On view now though January 16, 2017, First Light is the largest-ever presentation of the ICA’s collection. The exhibit is broken up into sections, or “chapters”—it’s meant to be a series of standalone exhibitions that are also interrelated.
The presentation was organized by the ICA’s curatorial department and led by Eva Respini, Barbara Lee Chief Curator. The chapters explore a few different themes, from feminism and domesticity to biography and appropriation.
“We thought about the types of stories we could tell from it,” explained associate curator Ruth Erickson, who curated chapters titled Question Your Teaspoons and the upcoming Louise Bourgeois, to open on October 8.
“I think a really important thing was that it had different types of shows,” said Erickson, noting the significance of the thematic organization of the exhibition.

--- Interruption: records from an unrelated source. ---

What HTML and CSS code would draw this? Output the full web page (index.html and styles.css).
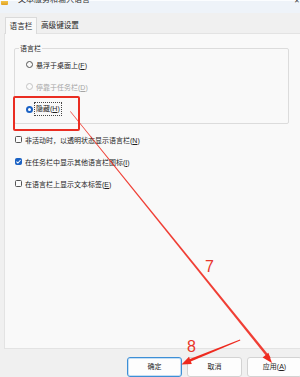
FILE: index.html
```html
<!DOCTYPE html>
<html lang="zh-CN">
<head>
<meta charset="utf-8">
<title>文本服务和输入语言</title>
<link rel="stylesheet" href="styles.css">
</head>
<body>
<div class="window">
  <div class="titlebar">
    <span class="app-icon"></span>
    <span class="title">文本服务和输入语言</span>
    <span class="close">✕</span>
  </div>
  <div class="tabs">
    <div class="tab active">语言栏</div>
    <div class="tab">高级键设置</div>
  </div>
  <div class="panel">
    <div class="group">
      <div class="legend"><span>语言栏</span></div>
      <div class="opt row1"><span class="radio"></span><span>悬浮于桌面上(<u>F</u>)</span></div>
      <div class="opt row2 disabled"><span class="radio"></span><span>停靠于任务栏(<u>D</u>)</span></div>
      <div class="opt row3"><span class="radio on"></span><span class="focus">隐藏(<u>H</u>)</span></div>
    </div>
    <div class="checks">
      <div class="chk"><span class="box"></span><span>非活动时，以透明状态显示语言栏(<u>N</u>)</span></div>
      <div class="chk"><span class="box on"><svg viewBox="0 0 8 8" width="7" height="7"><path d="M1.6 4.1 L3.3 5.7 L6.4 2.3" fill="none" stroke="#fff" stroke-width="1.2"/></svg></span><span>在任务栏中显示其他语言栏图标(<u>I</u>)</span></div>
      <div class="chk"><span class="box"></span><span>在语言栏上显示文本标签(<u>E</u>)</span></div>
    </div>
  </div>
  <div class="footer">
    <div class="btn primary">确定</div>
    <div class="btn">取消</div>
    <div class="btn">应用(<u>A</u>)</div>
  </div>
</div>

<div class="hl-box"></div>
<svg class="arrows" width="300" height="377" viewBox="0 0 300 377">
  <polygon points="70,111.5 70.6,111.2 270.6,357.4 268.6,358.9" fill="#ee2a1f" opacity="0.9"/>
  <polygon points="272,363 262.6,357.6 268.4,352.8" fill="#ee2a1f"/>
  <polygon points="240,339.6 240.3,340.4 189.6,362 188.6,359.4" fill="#ee2a1f"/>
  <polygon points="181.5,364.5 191.8,364 189,356.8" fill="#ee2a1f"/>
</svg>
<span class="num n7">7</span>
<span class="num n8">8</span>
</body>
</html>
```
FILE: styles.css
```css
* { box-sizing: border-box; }
html, body { margin: 0; padding: 0; }
body {
  width: 300px;
  height: 377px;
  overflow: hidden;
  position: relative;
  background: #f0f0f0;
  font-family: "Liberation Sans", "Noto Sans CJK SC", sans-serif;
  font-size: 7px;
  color: #1e1e1e;
}
u { text-decoration: underline; text-underline-offset: 1px; }

.window { width: 300px; height: 377px; display: flex; flex-direction: column; }

.titlebar {
  height: 13px;
  background: #eef3f9;
  border-top: 1px solid #fbfdff;
  display: flex;
  align-items: flex-start;
  position: relative;
}
.app-icon {
  width: 7px; height: 4px;
  margin-left: 1px;
  background: linear-gradient(#f2c44a, #e0a020);
  border-radius: 0 0 1px 1px;
}
.title {
  margin-left: 10px;
  margin-top: -6px;
  font-size: 8px;
  line-height: 10px;
  color: #333;
}
.close {
  position: absolute;
  right: 0; top: -4px;
  font-size: 7px;
  line-height: 8px;
  color: #444;
}

.tabs {
  height: 20px;
  background: #f0f0f0;
  display: flex;
  align-items: flex-end;
  padding-left: 5px;
  gap: 2px;
}
.tab {
  height: 14px;
  line-height: 14px;
  font-size: 7.6px;
  padding: 0 2px;
  margin-bottom: 0;
}
.tab.active {
  height: 17px;
  width: 32px;
  line-height: 17px;
  text-align: center;
  background: #f9f9f9;
  border: 1px solid #dadada;
  border-bottom: none;
  margin-bottom: -1px;
  position: relative;
  z-index: 1;
}

.panel {
  margin-left: 4px;
  height: 320px;
  background: #f9f9f9;
  border: 1px solid #e3e3e3;
  border-right: none;
  padding: 14px 0 0 9px;
}

.group {
  width: 275px;
  height: 76px;
  border: 1px solid #dcdcdc;
  border-radius: 2px;
  padding-left: 11px;
}
.legend { display: flex; height: 5px; align-items: flex-start; }
.legend span {
  margin-top: -5px;
  margin-left: -7px;
  height: 10px;
  line-height: 10px;
  padding: 0 1px;
  background: #f9f9f9;
}
.opt { display: flex; align-items: center; gap: 3px; height: 22px; }
.opt.row3 { height: 23px; }
.opt.disabled { color: #a6a6a6; }
.radio {
  width: 7px; height: 7px;
  border-radius: 50%;
  border: 1px solid #555;
  background: #fbfbfb;
  flex: none;
}
.disabled .radio { border-color: #c4c4c4; }
.radio.on {
  border: 2px solid #1b62c4;
  background: #fff;
}
.focus {
  outline: 1px dotted #444;
  outline-offset: 1px;
  line-height: 10px;
}

.checks { margin-top: 5px; margin-left: 1px; display: flex; flex-direction: column; }
.chk { display: flex; align-items: center; gap: 3px; height: 22px; }
.box {
  width: 7px; height: 7px;
  border: 1px solid #555;
  border-radius: 1.5px;
  background: #fbfbfb;
  flex: none;
  display: flex;
  align-items: center;
  justify-content: center;
}
.box.on { background: #1b62c4; border-color: #1b62c4; }
.box svg { display: block; flex: none; }

.footer {
  flex: 1;
  display: flex;
  gap: 5px;
  padding: 8px 0 0 127px;
}
.btn {
  width: 55px;
  height: 20px;
  flex: none;
  background: #fdfdfd;
  border: 1px solid #d3d3d3;
  border-radius: 3px;
  text-align: center;
  line-height: 17px;
  font-size: 7px;
}
.btn.primary {
  border: 1px solid #3d8fd6;
  box-shadow: inset 0 0 0 1px #c4def4;
}

.hl-box {
  position: absolute;
  left: 13px; top: 96px;
  width: 67px; height: 35px;
  border: 2px solid #ea2d22;
  border-radius: 2px;
}
.arrows { position: absolute; left: 0; top: 0; }
.num {
  position: absolute;
  font-family: "Liberation Sans", sans-serif;
  font-size: 16px;
  line-height: 16px;
  color: #e8352a;
}
.n7 { left: 205px; top: 259px; }
.n8 { left: 187px; top: 339px; }
```
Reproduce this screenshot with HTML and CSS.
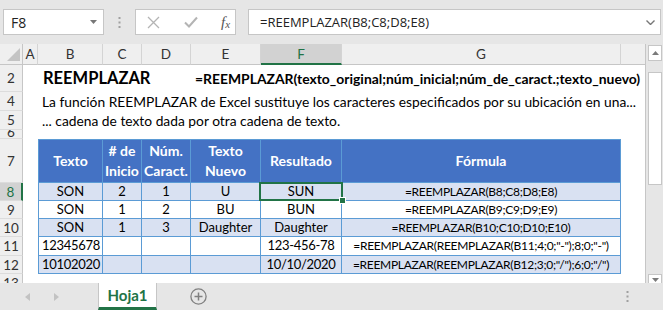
FILE: index.html
```html
<!DOCTYPE html>
<html>
<head>
  <title>REEMPLAZAR - Hoja1</title>
  <meta charset="UTF-8">
  <link rel="stylesheet" href="styles.css">
</head>
<body>
  <div class="app">
    <div class="formula-bar">
      <div class="name-box">
        <span>F8</span>
        <svg width="7" height="4" viewBox="0 0 7 4"><path d="M0 0h7L3.5 4z" fill="#777"/></svg>
      </div>
      <div class="grip">
        <svg width="3" height="11" viewBox="0 0 3 11"><rect x="0.5" y="0" width="2" height="2" fill="#a0a0a0"/><rect x="0.5" y="4.5" width="2" height="2" fill="#a0a0a0"/><rect x="0.5" y="9" width="2" height="2" fill="#a0a0a0"/></svg>
      </div>
      <div class="fx-buttons">
        <svg class="fx-icon" width="13" height="13" viewBox="0 0 13 13"><path d="M1 1l11 11M12 1L1 12" stroke="#b4b4b4" stroke-width="1.3" fill="none"/></svg>
        <svg class="fx-icon" width="14" height="12" viewBox="0 0 14 12"><path d="M1 6.5l4 4L13 1.5" stroke="#b4b4b4" stroke-width="2" fill="none"/></svg>
        <span class="fx-label">f<sub>x</sub></span>
      </div>
      <div class="formula-input">
        <span>=REEMPLAZAR(B8;C8;D8;E8)</span>
        <svg width="9" height="5" viewBox="0 0 9 5"><path d="M0.5 0.5l4 4 4-4" stroke="#777" stroke-width="1.4" fill="none"/></svg>
      </div>
    </div>

    <div class="workspace">
      <div class="sheet">
        <div class="row col-heads">
          <div class="rh corner"><svg width="13" height="13" viewBox="0 0 13 13"><path d="M13 0v13H0z" fill="#c4c4c4"/></svg></div>
          <div class="hd ca">A</div>
          <div class="hd cb">B</div>
          <div class="hd cc">C</div>
          <div class="hd cd">D</div>
          <div class="hd ce">E</div>
          <div class="hd cf selected">F</div>
          <div class="hd cg">G</div>
          <div class="hd ch"></div>
        </div>

        <div class="row r2">
          <div class="rh">2</div>
          <div class="c ca"></div>
          <div class="c cb"><span class="title">REEMPLAZAR</span></div>
          <div class="c cc"></div>
          <div class="c cd"></div>
          <div class="c ce"><span class="syntax">=REEMPLAZAR(texto_original;núm_inicial;núm_de_caract.;texto_nuevo)</span></div>
        </div>
        <div class="row r4">
          <div class="rh">4</div>
          <div class="c ca"></div>
          <div class="c cb"><span class="desc">La función REEMPLAZAR de Excel sustituye los caracteres especificados por su ubicación en una...</span></div>
        </div>
        <div class="row r5">
          <div class="rh">5</div>
          <div class="c ca"></div>
          <div class="c cb"><span class="desc">... cadena de texto dada por otra cadena de texto.</span></div>
        </div>
        <div class="row r6">
          <div class="rh">6</div>
        </div>

        <div class="row r7">
          <div class="rh">7</div>
          <div class="c ca"></div>
          <div class="t th cb first">Texto</div>
          <div class="t th cc"># de<br>Inicio</div>
          <div class="t th cd">Núm.<br>Caract.</div>
          <div class="t th ce">Texto<br>Nuevo</div>
          <div class="t th cf">Resultado</div>
          <div class="t th cg">Fórmula</div>
        </div>
        <div class="row data band">
          <div class="rh active">8</div>
          <div class="c ca"></div>
          <div class="t cb first">SON</div>
          <div class="t cc">2</div>
          <div class="t cd">1</div>
          <div class="t ce">U</div>
          <div class="t cf current">SUN<span class="sel"><span class="handle"></span></span></div>
          <div class="t cg formula">=REEMPLAZAR(B8;C8;D8;E8)</div>
        </div>
        <div class="row data">
          <div class="rh">9</div>
          <div class="c ca"></div>
          <div class="t cb first">SON</div>
          <div class="t cc">1</div>
          <div class="t cd">2</div>
          <div class="t ce">BU</div>
          <div class="t cf">BUN</div>
          <div class="t cg formula">=REEMPLAZAR(B9;C9;D9;E9)</div>
        </div>
        <div class="row data band">
          <div class="rh">10</div>
          <div class="c ca"></div>
          <div class="t cb first">SON</div>
          <div class="t cc">1</div>
          <div class="t cd">3</div>
          <div class="t ce">Daughter</div>
          <div class="t cf">Daughter</div>
          <div class="t cg formula">=REEMPLAZAR(B10;C10;D10;E10)</div>
        </div>
        <div class="row data r11">
          <div class="rh">11</div>
          <div class="c ca"></div>
          <div class="t cb first left num">12345678</div>
          <div class="t cc"></div>
          <div class="t cd"></div>
          <div class="t ce"></div>
          <div class="t cf num">123-456-78</div>
          <div class="t cg formula">=REEMPLAZAR(REEMPLAZAR(B11;4;0;"-");8;0;"-")</div>
        </div>
        <div class="row data band">
          <div class="rh">12</div>
          <div class="c ca"></div>
          <div class="t cb first left num">10102020</div>
          <div class="t cc"></div>
          <div class="t cd"></div>
          <div class="t ce"></div>
          <div class="t cf num">10/10/2020</div>
          <div class="t cg formula">=REEMPLAZAR(REEMPLAZAR(B12;3;0;"/");6;0;"/")</div>
        </div>
        <div class="row data">
          <div class="rh">13</div>
        </div>
      </div>

      <div class="vscroll">
        <div class="sb-btn"><svg width="7" height="4" viewBox="0 0 7 4"><path d="M0 4h7L3.5 0z" fill="#7a7a7a"/></svg></div>
        <div class="sb-thumb"></div>
        <div class="sb-space"></div>
        <div class="sb-btn down"><svg width="7" height="4" viewBox="0 0 7 4"><path d="M0 0h7L3.5 4z" fill="#7a7a7a"/></svg></div>
      </div>
    </div>

    <div class="tabs">
      <div class="tab-nav">
        <svg width="5" height="8" viewBox="0 0 5 8"><path d="M5 0v8L0 4z" fill="#c2c2c2"/></svg>
        <svg width="5" height="8" viewBox="0 0 5 8"><path d="M0 0v8l5-4z" fill="#c2c2c2"/></svg>
      </div>
      <div class="sheet-tab">Hoja1</div>
      <div class="add-sheet">
        <svg width="17" height="17" viewBox="0 0 17 17"><circle cx="8.5" cy="8.5" r="7.6" stroke="#808080" stroke-width="1.3" fill="none"/><path d="M8.5 4.5v8M4.5 8.5h8" stroke="#808080" stroke-width="1.5"/></svg>
      </div>
      <div class="tab-grip">
        <svg width="3" height="11" viewBox="0 0 3 11"><rect x="0.5" y="0" width="2" height="2" fill="#a0a0a0"/><rect x="0.5" y="4.5" width="2" height="2" fill="#a0a0a0"/><rect x="0.5" y="9" width="2" height="2" fill="#a0a0a0"/></svg>
      </div>
    </div>
  </div>
</body>
</html>
```

FILE: styles.css
```css
body {
  margin: 0;
  padding: 0;
  background-color: #e6e6e6;
  font-family: Lato, "Open Sans", sans-serif;
}

.app {
  width: 663px;
  height: 310px;
  overflow: hidden;
}

/* formula bar */

.formula-bar {
  height: 44px;
  box-sizing: border-box;
  padding: 9px 0 0 3px;
  display: flex;
  align-items: flex-start;
  font-family: "Open Sans", sans-serif;
  font-size: 13px;
  color: #222;
}

.name-box,
.fx-buttons,
.formula-input {
  height: 26px;
  box-sizing: border-box;
  background-color: #fff;
  border: 1px solid #c6c6c6;
  display: flex;
  align-items: center;
}

.name-box {
  width: 101px;
  padding: 0 6px 0 7px;
  justify-content: space-between;
  font-size: 14px;
}

.grip {
  width: 31px;
  height: 26px;
  display: flex;
  align-items: center;
  justify-content: center;
}

.fx-buttons {
  width: 101px;
  padding: 0 0 0 11px;
  gap: 24px;
}

.fx-label {
  font-family: "Liberation Serif", serif;
  font-style: italic;
  font-size: 15px;
  color: #555;
  margin-left: -1px;
}

.fx-label sub {
  font-size: 11px;
  vertical-align: -1px;
}

.formula-input {
  width: 413px;
  margin-left: 12px;
  padding: 0 5px 0 11px;
  justify-content: space-between;
}

/* sheet */

.workspace {
  height: 239px;
  display: flex;
}

.sheet {
  width: 646px;
  overflow: hidden;
  background-color: #fff;
  border-right: 1px solid #c6c6c6;
  box-sizing: border-box;
  font-size: 13px;
  color: #000;
}

.row {
  display: flex;
  flex-shrink: 0;
}

.rh {
  width: 23px;
  flex-shrink: 0;
  box-sizing: border-box;
  background-color: #efefef;
  border-right: 1px solid #c6c6c6;
  border-bottom: 1px solid #dcdcdc;
  display: flex;
  align-items: center;
  justify-content: center;
  color: #333;
  font-size: 13.5px;
  overflow: hidden;
}

.rh.active {
  background-color: #d2d2d2;
  color: #217346;
  border-right: 2px solid #217346;
}

.ca { width: 15px; }
.cb { width: 65px; }
.cc { width: 39px; }
.cd { width: 49px; }
.ce { width: 70px; }
.cf { width: 81px; }
.cg { width: 279px; }
.ch { flex: 1; }

.c,
.t,
.hd {
  flex-shrink: 0;
  box-sizing: border-box;
}

.col-heads {
  height: 21px;
}

.corner {
  align-items: flex-end;
  justify-content: flex-end;
  padding: 0 2px 3px 0;
  border-bottom: 1px solid #c6c6c6;
}

.hd {
  background-color: #efefef;
  border-right: 1px solid #d4d4d4;
  border-bottom: 1px solid #c6c6c6;
  text-align: center;
  line-height: 20px;
  font-size: 13.5px;
  color: #333;
}

.hd.selected {
  background-color: #d2d2d2;
  color: #217346;
  border-bottom: 2px solid #217346;
}

.hd.ch {
  border-right: none;
}

.r2 { height: 27px; }
.r4, .r5 { height: 19px; }
.r6 { height: 9px; }
.r7 { height: 44px; }
.data { height: 18px; }
.r11 { height: 19px; }

.r6 .rh {
  align-items: flex-end;
  line-height: 12px;
}

.c {
  white-space: nowrap;
}

.title {
  display: block;
  padding-left: 5px;
  font-weight: bold;
  font-size: 16.5px;
  line-height: 27px;
}

.syntax {
  display: block;
  padding: 4px 0 0 4px;
  font-weight: bold;
  font-size: 13.9px;
  line-height: 20px;
}

.desc {
  display: block;
  padding-left: 4px;
  font-size: 13.8px;
  line-height: 19px;
}

/* table */

.t {
  border-right: 1px solid #5b9bd5;
  border-bottom: 1px solid #5b9bd5;
  text-align: center;
  line-height: 17px;
  white-space: nowrap;
}

.t.first {
  border-left: 1px solid #5b9bd5;
}

.t.left {
  text-align: left;
  padding-left: 3px;
}

.num {
  letter-spacing: -0.3px;
}

.formula {
  font-size: 12px;
  letter-spacing: -0.3px;
}

.th {
  background-color: #4472c4;
  border-top: 1px solid #5b9bd5;
  color: #fff;
  font-weight: bold;
  font-size: 14px;
  line-height: 20px;
  display: flex;
  align-items: center;
  justify-content: center;
}

.band .t {
  background-color: #d9e1f2;
}

.current {
  position: relative;
}

.sel {
  position: absolute;
  left: -2px;
  top: -1px;
  right: -2px;
  bottom: -1px;
  border: 2px solid #217346;
}

.handle {
  position: absolute;
  right: -5px;
  bottom: -5px;
  width: 5px;
  height: 5px;
  background-color: #217346;
  border: 1px solid #fff;
}

/* vertical scrollbar */

.vscroll {
  width: 17px;
  box-sizing: border-box;
  padding: 1px 1px 0 2px;
  display: flex;
  flex-direction: column;
  overflow: hidden;
}

.sb-btn {
  height: 16px;
  flex-shrink: 0;
  box-sizing: border-box;
  background-color: #fff;
  border: 1px solid #c6c6c6;
  display: flex;
  justify-content: center;
  padding-top: 5px;
}

.sb-btn.down {
  margin-bottom: -7px;
  padding-top: 3px;
}

.sb-thumb {
  height: 113px;
  margin-top: 11px;
  flex-shrink: 0;
  box-sizing: border-box;
  background-color: #fff;
  border: 1px solid #c6c6c6;
}

.sb-space {
  flex: 1;
}

/* sheet tabs */

.tabs {
  height: 27px;
  display: flex;
  align-items: stretch;
}

.tab-nav {
  width: 98px;
  display: flex;
  align-items: center;
  padding-left: 25px;
  gap: 24px;
  box-sizing: border-box;
}

.sheet-tab {
  width: 59px;
  box-sizing: border-box;
  background-color: #fff;
  border-left: 1px solid #c6c6c6;
  border-right: 1px solid #c6c6c6;
  border-bottom: 3px solid #217346;
  color: #217346;
  font-weight: bold;
  font-size: 15px;
  text-align: center;
  line-height: 25px;
}

.add-sheet {
  width: 84px;
  display: flex;
  align-items: center;
  padding-left: 33px;
  box-sizing: border-box;
}

.tab-grip {
  flex: 1;
  display: flex;
  align-items: center;
  justify-content: flex-end;
  padding-right: 34px;
}
```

Halfway through First Light‘s viewing period, three chapters will be switched out for new ones. The rotation enables more of the collection to be showcased while creating different juxtapositions with the other chapters. A few anchors of First Light will remain on view throughout the entire period. They include Paul Chan’s digital animation 1st
Light, one of the ICA’s first acquisitions and the inspiration for the exhibit’s name, The Barbara Lee Collection of Art by Women, and the Soft Power chapter.
“This series of simultaneous exhibitions reveals the driving visions of curators and collectors, the social, political, material, and aesthetic concerns of contemporary artists, and the history of ICA exhibitions over the past many years,” said the ICA’s Ellen Matilda Poss Director, Jill Medvedow, in a statement.
In addition to the exhibit’s opening on August 17, the museum has launched a microsite for the presentation at icaboston.org/firstlight. The site allows viewers to interact with the art virtually, and features interviews with artists, descriptions of the works, and commentary by curators.
First Light: A Decade of Collecting at the ICA will be on view from August 17 through January 16 at the Institute of Contemporary Art, Boston, 25 Harbor Shore Dr., Boston. For more information, visit ica.org.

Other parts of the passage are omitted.